The Amachi Central Kentucky initiative has been part of the Lexington LF since 2004. The national Amachi mentoring program was created in 2000 to serve children of incarcerated parents. This program operates under the premise that all children are filled with untapped potential and that a successful mentoring program can give at-risk youth the support they need to realize their potential as adults. The legal reasons for incarceration will vary, but for many families in the LLF program, issues related to drug and alcohol misuse have historically played a role in why a child’s loved one has gone to prison.
Central Kentucky is a college town, with the University of Kentucky nearby, and many of the LFF’s mentors are young and enthusiastic college students. The mentoring program currently has 140 children enrolled, ranging in age from 6 to 16 years old. As with most mentoring programs, the need extends beyond the number of mentors, so roughly 60 to 70 children are on the waiting list for being matched with a mentor.
LLF has strong relationships with local school districts and individual schools. The group works with schools, community mental health agencies, and families to recruit mentees into the program. When social workers, teachers, and other professional family resources become aware of a child impacted by the incarceration of a loved one and who may benefit from LLF’s mentoring program, the caregiver is provided with information about the program and encouraged to complete an application for the child to join the program.
LLF uses a one-on-one friendship mentoring model and encourages matches to spend about an hour a week together. The organization owns and operates a community center where matches can meet after school and on weekends, and can use the kitchen, do homework, play games, do art projects, and use the gym. Mentors are encouraged to pursue active service projects in the community with their mentees. LFF also plans quarterly and monthly events and service projects for matches to do together.
Middleton and her team met one-on-one with caregivers and mentees to get a good sense of the strengths and assets of mentees. Caregivers were asked how incarceration has impacted the child’s life to get a sense of what resources were needed to support the child and the match. Based on this knowledge, Middleton provided input to the course developers about the needs of mentees in her program.

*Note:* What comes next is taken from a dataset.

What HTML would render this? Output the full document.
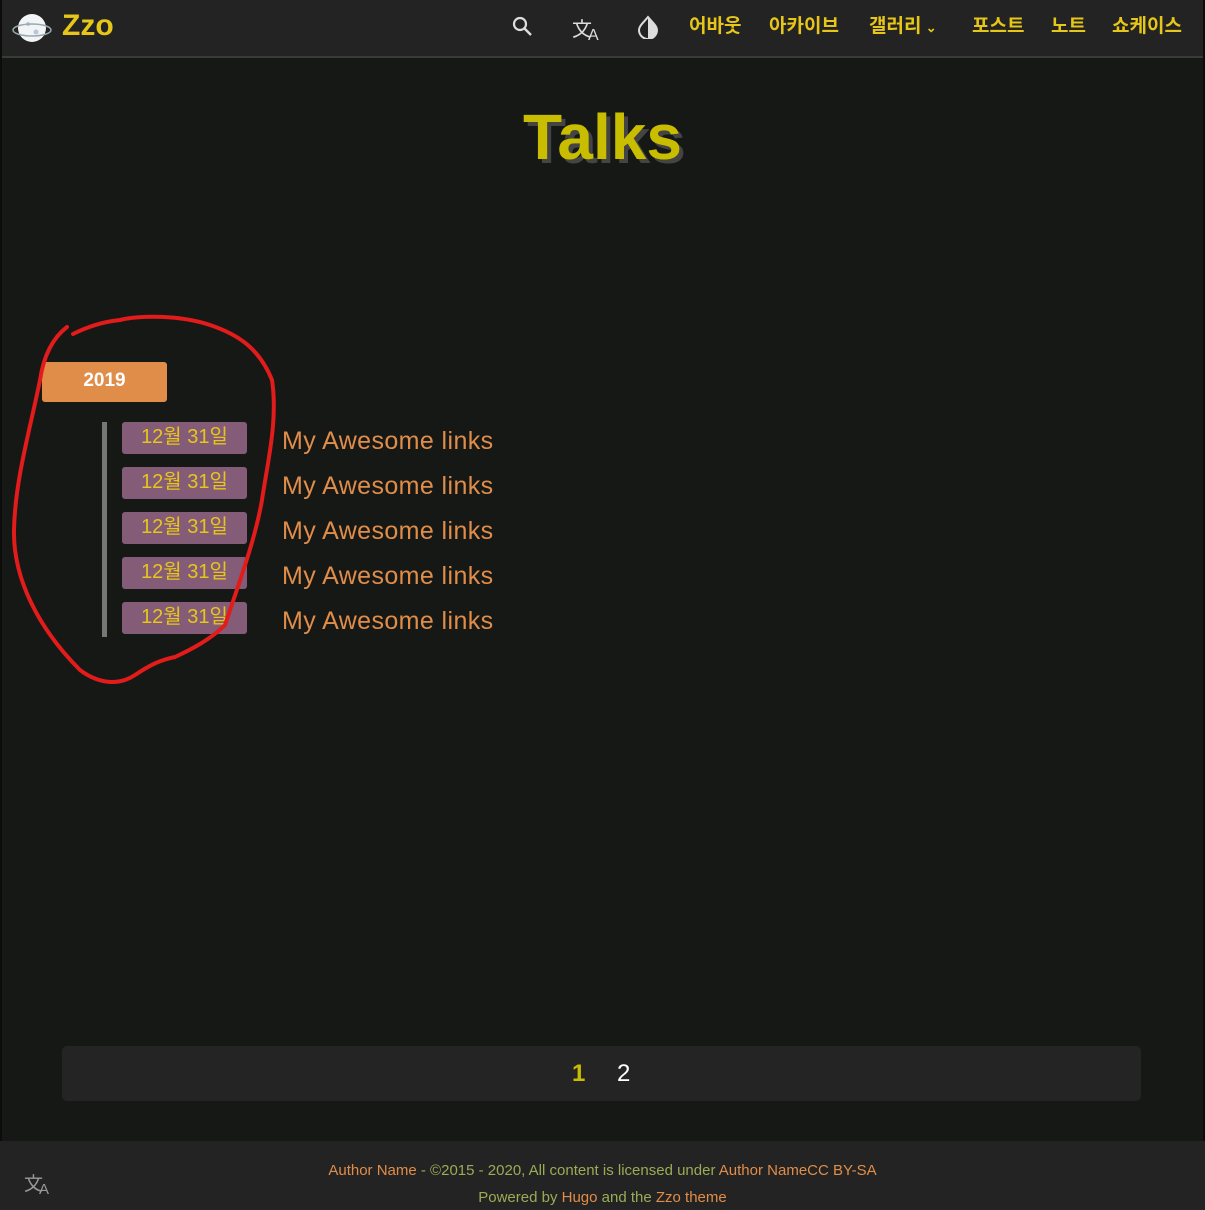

LLF participated in the pilot program of Mentoring Central’s Substance of Change: Building Assets in Mentees Affected by Substance Misuse course as part of its membership in the Leadership Foundations national network. The course was developed with a particular focus on educating mentors about opioids, pathways to misuse of addictive substances, and the fact that addiction is an illness. The course gives mentors guidance, strategies, and reflective opportunities to enhance their skills and, in turn, support their mentees, who may be affected in some way by substance misuse — either due to risk exposure, their own misuse, or misuse within their family.
Mentors who took the Substance of Change course said it gave them a context for understanding addiction and greater empathy for what their mentees and their families are dealing with. The course directly addressed specific topics related to effective strategies for preventing underage use of alcohol, tobacco, or other drugs, as well as substance misuse; and helped mentors develop the tools needed to open the conversation with their mentees about these issues.
LLF mentors who took the Substance of Change course said it was well-organized, interactive, and easy to follow, and encouraged mentors to think about difficult issues in a new and productive way. Mentors and staff appreciated that the course provided opportunities to reflect and consider how to use new information as compared to trainings where they just receive information about substance misuse without knowing how to use this information to support their mentee. Middleton also found it helpful that the training was divided into smaller sections and that it didn’t have to be completed all in one sitting.
LLF is currently working on a plan to incorporate the course into the standard mentor training options offered by the organization. Middleton plans to offer the course to any mentor matched with a child impacted by substance misuse.
Notably, mentors liked the course so much that they asked Middleton if they could have a similar course with age-appropriate content that they could do together with their mentees. They thought that this type of resource could be beneficial for opening up intentional conversations that would be supportive of mentees.